Current Madrid Student Ambassadors
I learned how much I value creativity while studying abroad. First, I took an art class, which was completely uncharted territory. Although it was labor intensive, I enjoyed trying to recreate some of the most iconic artists' works or working on an original piece.
Being in Spain for two months, I was able to experience living in the country, rather than just being a tourist in it. That meant that I could delight in the little moments of a Madrilean lifestyle, like commuting with the locals on the metro everyday or walking to the Instituto under a warm Mediterranean sky.
Past Madrid Student Ambassadors
The language pledge was challenging to stick to at first, but really brought the entire experience into focus. My Spanish improved dramatically, and using it everyday in academic and non-academic settings helped me move around the city with ease.
I think it's important to have a balance of traveling with spending time in the city that you choose to study abroad in. Some of my best weekends were the ones that I spent in Madrid and I think that although traveling to other parts of Europe was fun, I don't think you should come in with the expectation that every weekend is going to be a travel weekend. I realized this about a week into my study abroad experience and it made my experience in Madrid exponentially better.
Ana Cabrera (Public Policy) - Spring 2017-18
In Madrid I was able to take classes that I did not have the chance to take on campus such as a history class, and a flamenco class. On campus I was always worrying about checking off something in my major’s requirements, and being in Madrid allowed me to disconnect from that mentality and take classes that I really loved without checking a four year plan beforehand.
Alli Emge (History) - Autumn 2017-18
One of my primary goals was to improve my fluency in Spanish. Since the students participating in the Madrid program sign a pledge to only speak in Spanish, this goal was an easy one to meet.
Aaron Aquino (Computer Science) - Spring 2016-17
As a CS major, I had spent every quarter at Stanford so far taking at least one CS course. Consequently, studying in Madrid was a nice break from the techy grind and allowed me to focus fully on my Spanish minor, which involved taking courses related to Spanish culture, language/writing, and history.
Sam Schwager (Mathematical and Computational Science) - Autumn 2016-17
The process of adapting to a completely new situation turned out to be a ton of fun, and I greatly appreciate the independence I developed throughout the experience. Most of all, I learned that I’m capable of being self-sufficient to an extent I wasn’t aware of before going abroad, a lesson I’ll carry with me well beyond my time at Stanford.

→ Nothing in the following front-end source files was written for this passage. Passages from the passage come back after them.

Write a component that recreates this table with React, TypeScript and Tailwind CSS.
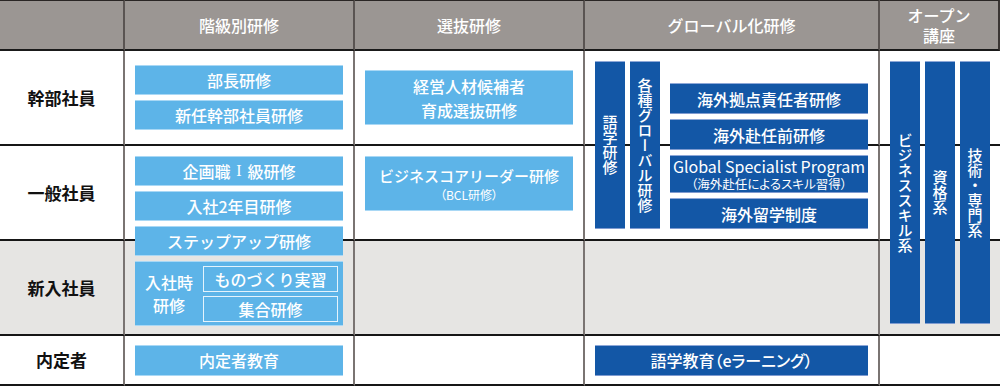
import type { ReactNode } from "react";

const rowStart = ["row-start-1", "row-start-2", "row-start-3", "row-start-4", "row-start-5"];
const colStart = ["col-start-1", "col-start-2", "col-start-3", "col-start-4", "col-start-5"];

const headers = ["", "階級別研修", "選抜研修", "グローバル化研修", "オープン\n講座"];
const labels = ["幹部社員", "一般社員", "新入社員", "内定者"];

function LightBox({ children, className = "" }: { children: ReactNode; className?: string }) {
  return (
    <div
      className={`flex items-center justify-center border-y border-[#a9d8f5] bg-[#5db4e8] text-center font-medium text-white ${className}`}
    >
      {children}
    </div>
  );
}

function DarkBox({ children, className = "" }: { children: ReactNode; className?: string }) {
  return (
    <div
      className={`flex items-center justify-center border-t border-b border-t-[#8ea8d8] border-b-[#7f9bd0] bg-[#1357a6] text-center font-medium text-white ${className}`}
    >
      {children}
    </div>
  );
}

function Vertical({ text, className = "" }: { text: string; className?: string }) {
  return (
    <DarkBox className={`w-[30px] ${className}`}>
      <span className="text-[15px] leading-[15px] [writing-mode:vertical-rl]">{text}</span>
    </DarkBox>
  );
}

export default function App() {
  return (
    <div className="h-[386px] w-[1000px] bg-white font-['Noto_Sans_CJK_JP','Noto_Sans',sans-serif]">
      <div className="grid grid-cols-[125px_230px_230px_295px_120px] grid-rows-[51px_95px_95px_95px_50px]">
        {/* header */}
        {headers.map((h, c) => (
          <div
            key={`h-${c}`}
            className={`${rowStart[0]} ${colStart[c]} flex items-center justify-center whitespace-pre-line border-t border-b-2 border-t-[#2a2625] border-b-[#1a1a1a] bg-[#9b9693] text-center text-[16px] font-medium leading-[20px] text-white ${
              c < 4 ? "border-r-2 border-r-[#5a5452]" : "border-r-2 border-r-[#3a3533]"
            }`}
          >
            {h}
          </div>
        ))}

        {/* body cells */}
        {labels.map((label, r) =>
          [0, 1, 2, 3, 4].map((c) => (
            <div
              key={`c-${r}-${c}`}
              className={`${rowStart[r + 1]} ${colStart[c]} flex items-center justify-center border-b-2 border-b-[#161616] ${
                c < 4 ? "border-r-2 border-r-[#7a7472]" : ""
              } ${r === 2 ? "bg-[#e6e5e3]" : "bg-white"} text-[17px] font-bold text-[#111]`}
            >
              {c === 0 ? label : null}
            </div>
          ))
        )}

        {/* 階級別研修 */}
        <div className="relative z-10 col-start-2 row-start-2 flex flex-col justify-center gap-[5px] pl-[10px] pr-[12px] pb-[2px]">
          <LightBox className="h-[30px] text-[16px]">部長研修</LightBox>
          <LightBox className="h-[30px] text-[16px]">新任幹部社員研修</LightBox>
        </div>
        <div className="relative z-10 col-start-2 row-start-3 row-span-2 flex flex-col gap-[5px] pl-[10px] pr-[12px] pt-[10px]">
          <LightBox className="h-[30px] text-[16px]">
            企画職
            <span className="inline-block w-[17px] text-center font-['Liberation_Serif',serif] font-normal">I</span>
            級研修
          </LightBox>
          <LightBox className="h-[30px] text-[16px]">入社2年目研修</LightBox>
          <LightBox className="h-[30px] text-[16px]">ステップアップ研修</LightBox>
          <div className="flex h-[65px] items-center border-y border-[#a9d8f5] bg-[#5db4e8] pl-[10px] pr-[5px] font-medium text-white">
            <div className="w-[48px] text-center text-[16px] leading-[23px]">
              入社時
              <br />
              研修
            </div>
            <div className="ml-[10px] flex flex-1 flex-col gap-[4px]">
              <div className="flex h-[26px] items-center justify-center border-[1.5px] border-[#e4f3fc] text-[16px]">
                ものづくり実習
              </div>
              <div className="flex h-[26px] items-center justify-center border-[1.5px] border-[#e4f3fc] text-[16px]">
                集合研修
              </div>
            </div>
          </div>
        </div>
        <div className="relative z-10 col-start-2 row-start-5 flex flex-col justify-center pl-[10px] pr-[12px] pb-[2px]">
          <LightBox className="h-[31px] text-[16px]">内定者教育</LightBox>
        </div>

        {/* 選抜研修 */}
        <div className="relative z-10 col-start-3 row-start-2 flex flex-col justify-center pl-[10px] pr-[12px] pb-[2px]">
          <LightBox className="h-[55px] text-[16px] leading-[24px]">
            経営人材候補者
            <br />
            育成選抜研修
          </LightBox>
        </div>
        <div className="relative z-10 col-start-3 row-start-3 flex flex-col pl-[10px] pr-[12px] pt-[10px]">
          <LightBox className="h-[55px] flex-col">
            <span className="text-[15px] leading-[22px]">ビジネスコアリーダー研修</span>
            <span className="text-[12px] font-normal leading-[16px] [font-feature-settings:'palt']">（BCL研修）</span>
          </LightBox>
        </div>

        {/* グローバル化研修 */}
        <div className="relative z-10 col-start-4 row-start-2 row-span-2 flex gap-[5px] pl-[10px] pr-[12px] pt-[10px] pb-[12px]">
          <Vertical text="語学研修" />
          <Vertical text="各種グローバル研修" />
          <div className="ml-[5px] flex flex-1 flex-col justify-end gap-[5px]">
            <DarkBox className="h-[31px] text-[16px]">海外拠点責任者研修</DarkBox>
            <DarkBox className="h-[31px] text-[16px]">海外赴任前研修</DarkBox>
            <DarkBox className="h-[38px] flex-col font-normal">
              <div className="text-[16px] leading-[19px]">Global Specialist Program</div>
              <div className="text-[12.5px] leading-[15px] [font-feature-settings:'palt']">（海外赴任によるスキル習得）</div>
            </DarkBox>
            <DarkBox className="h-[31px] text-[16px]">海外留学制度</DarkBox>
          </div>
        </div>
        <div className="relative z-10 col-start-4 row-start-5 flex flex-col justify-center pl-[10px] pr-[12px] pb-[2px]">
          <DarkBox className="h-[31px] text-[16px] [font-feature-settings:'palt']">語学教育（eラーニング）</DarkBox>
        </div>

        {/* オープン講座 */}
        <div className="relative z-10 col-start-5 row-start-2 row-span-3 flex gap-[5px] pl-[10px] pt-[10px] pb-[12px]">
          <Vertical text="ビジネススキル系" />
          <Vertical text="資格系" />
          <Vertical text="技術・専門系" />
        </div>
      </div>
    </div>
  );
}
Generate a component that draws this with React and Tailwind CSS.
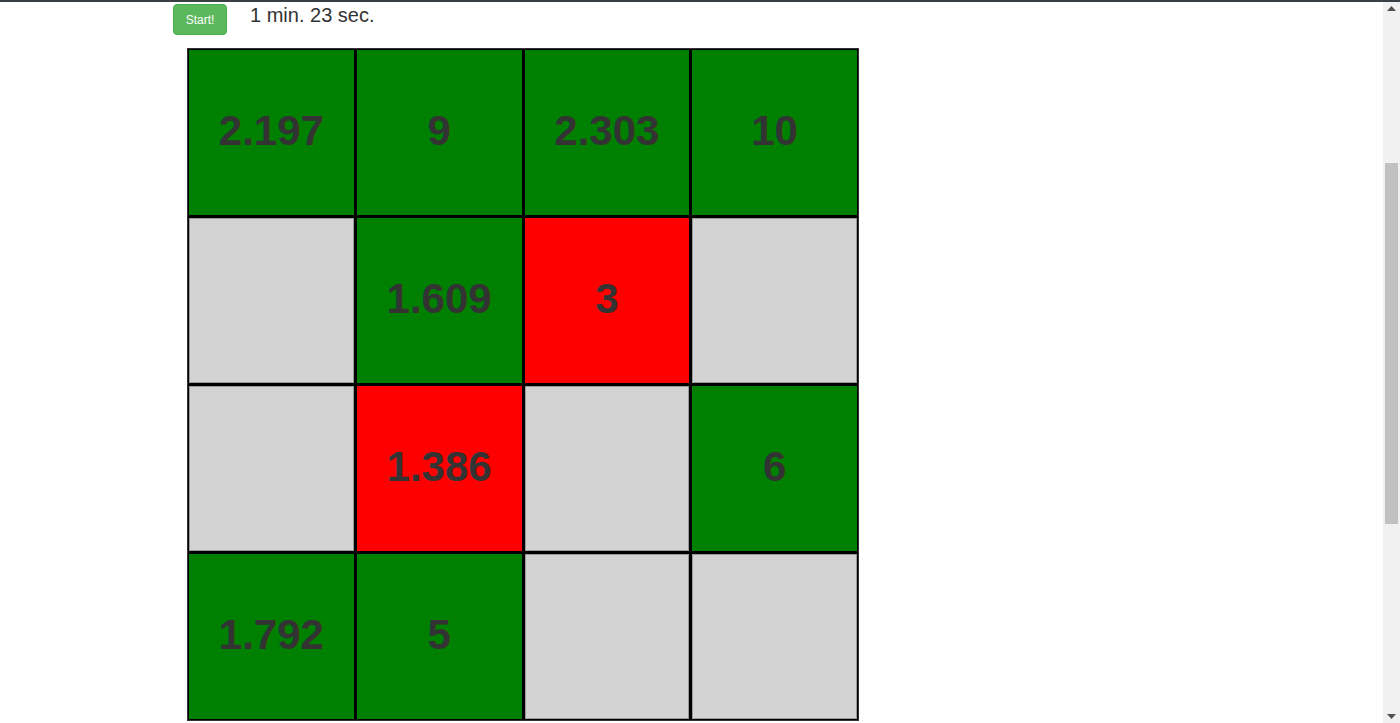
import React from "react";

const cells = [
  { v: "2.197", c: "green" },
  { v: "9", c: "green" },
  { v: "2.303", c: "green" },
  { v: "10", c: "green" },
  { v: "", c: "gray" },
  { v: "1.609", c: "green" },
  { v: "3", c: "red" },
  { v: "", c: "gray" },
  { v: "", c: "gray" },
  { v: "1.386", c: "red" },
  { v: "", c: "gray" },
  { v: "6", c: "green" },
  { v: "1.792", c: "green" },
  { v: "5", c: "green" },
  { v: "", c: "gray" },
  { v: "", c: "gray" },
];

const bg = {
  green: "bg-[#008000]",
  red: "bg-[#ff0000]",
  gray: "bg-[#d3d3d3]",
};

export default function App() {
  return (
    <div className="h-[723px] overflow-hidden bg-white font-['Liberation_Sans',Arial,sans-serif] text-[#333]">
      <div className="h-[2px] bg-[#3a3f44]" />
      <div className="pl-[173px] pt-[2px]">
        <div className="flex items-start">
          <button className="h-[31px] w-[54px] rounded-[4px] border border-[#4cae4c] bg-[#5cb85c] text-[12px] text-white">
            Start!
          </button>
          <span className="ml-[23px] -mt-[1px] text-[20px] leading-[24px]">1 min. 23 sec.</span>
        </div>
        <div className="ml-[14px] mt-[13px] w-[672px] border border-[#333] bg-black p-[1px]">
          <div className="grid grid-cols-4 gap-[3px]">
            {cells.map((cell, i) => (
              <div
                key={i}
                className={`flex h-[165px] items-center justify-center ${bg[cell.c]} ${cell.c === "gray" ? "shadow-[inset_0_0_0_1px_#9a9a9a]" : ""}`}
              >
                <span className="-mt-[4px] text-[42px] font-bold">{cell.v}</span>
              </div>
            ))}
          </div>
        </div>
      </div>

      {/* fake scrollbar */}
      <div className="fixed right-0 top-[2px] flex h-[721px] w-[17px] flex-col items-center bg-[#f1f1f1]">
        <svg width="9" height="5" viewBox="0 0 9 5" className="mt-[4px]">
          <polygon points="4.5,0 9,5 0,5" fill="#505050" />
        </svg>
        <div className="mt-[152px] h-[361px] w-[13px] bg-[#c1c1c1]" />
        <div className="flex-1" />
        <svg width="9" height="5" viewBox="0 0 9 5" className="mb-[4px]">
          <polygon points="0,0 9,0 4.5,5" fill="#505050" />
        </svg>
      </div>
    </div>
  );
}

Belinda Esqueda (Biology) - Spring 2015-16
I got to explore courses and topics that I had not had the chance to explore because of my major. I also made the decision to minor in Spanish as a result of my academic experiences in Madrid and have as a result continued to explore interests on campus.
Nina Donaldson (Environmental Systems Engineering) - Spring 2015-16
The Madrid program would fully immerse me in the language (we had a Spanish only language pledge 100% of the time) and expose me to the culture even more through the home-stay system.
Kelly Hernandez (Political Science) - Winter 2014-15
Having the opportunity to live and study in Madrid was beyond exciting for me; to be at the site where Federico Garcia Lorca wrote Canciones,where Picasso’s piece Guernicais displayed, and experience the rich diversity of culture in the heart of Spain would be incredible.
Grace Laboy (Communications) - Fall & Winter 2014-15
As a double major at Stanford, I don't have room for many classes outside my majors, and the Madrid program allowed me to explore and take classes that I wouldn't have been able to take otherwise.
Max Johnson (International Relations) - Spring 2013-14
Spain is dealing with a lot of the most pertinent issues facing political scientists and foreign policy thinkers; immigration, health care, economic recession, unemployment, Islamism, and trade reform. Anyone studying social sciences will without a doubt appreciate using Madrid as a case-study.
Katie Delahunt (English) - Autumn and Winter 2013-14
Madrid ultimately stood out to me because of its rigorous Spanish language requirement. After studying Spanish in classrooms for six years, I felt that my learning had plateaued, and a full-immersion program would be the next step towards fluency. Although I’d visited Europe in the past, I’d never been to Spain, and I was eager to experience European culture and history from a new perspective.